Maybe it’s ignored because it has nothing like the significance you ascribe to it – especially as a tax base
Indeed – your case seems to suggest why it is not a good tax base
Richard, the implication of that model is that London Underground could charge rents on all the viable sites without putting any of them out of use, because the marginal sites are freely available.
Apply the same model to taxation and the implication is that (1) taxation at marginal locations puts those locations out of use. This helps to explain why 80% of Britain’s population are living and working in one-third of the country’s land area, and (2) that taxation of the rent of land as the principal source of public revenue means that no sites are out of use due to the effects of the tax system – it has no deadweight cost, and (3) if land value is not collected in an orderly way by the authorities, then everyone is living under what, beneath a cover of legality, is nothing more than a large-scale protection racket.
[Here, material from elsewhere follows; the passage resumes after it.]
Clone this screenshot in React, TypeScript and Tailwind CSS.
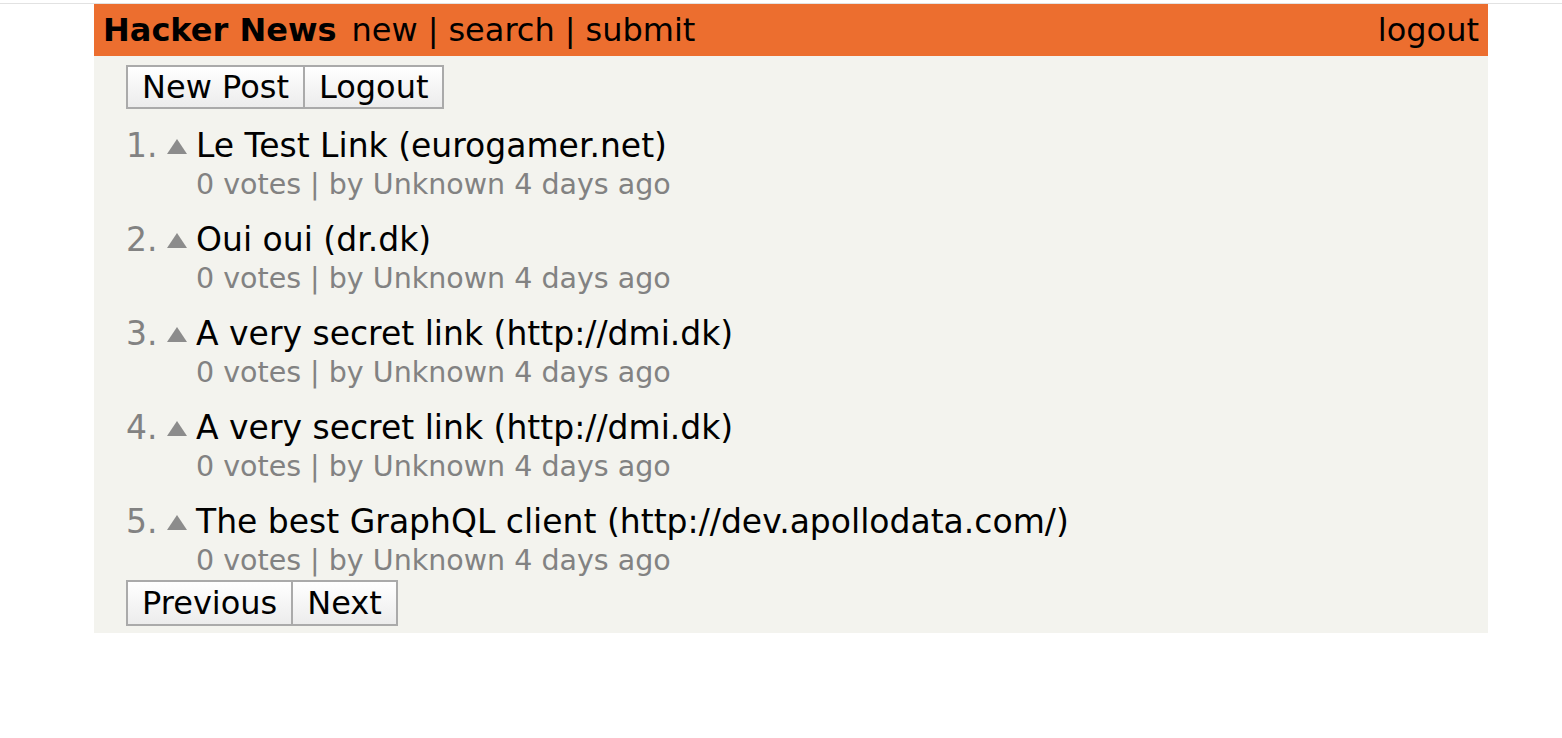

I support LVT as one of many taxes.
But I think your claims and language intemperate.
And that’s why I am rather bored with your comments here – which don’t add to debate
“Maybe it’s ignored because it has nothing like the significance you ascribe to it — especially as a tax base”
Which is, of course, why the estate agent’s mantra is “Build Quality, Build Quality, Build Quality!”….
“Indeed — your case seems to suggest why it is not a good tax base”
…because?….
In any case, what I find most amusing about this exchange is that this entire blog is itself a case study in why the Physiocrats were right. Tax avoidance is all about geography (being somewhere that the tax you are trying to avoid won’t hurt you). Indeed, your rules on determining unitary assessments are all (coarsely) geography based, which is why it could have limited success (I mean that in a positive sense, btw). But it would still be limited (and that I mean in a negative sense 🙂 ).
This is why I ask about physical mechanisms and effects. While economics does have a large element of psychology, it also operates in a physical world, and that has profound consequences.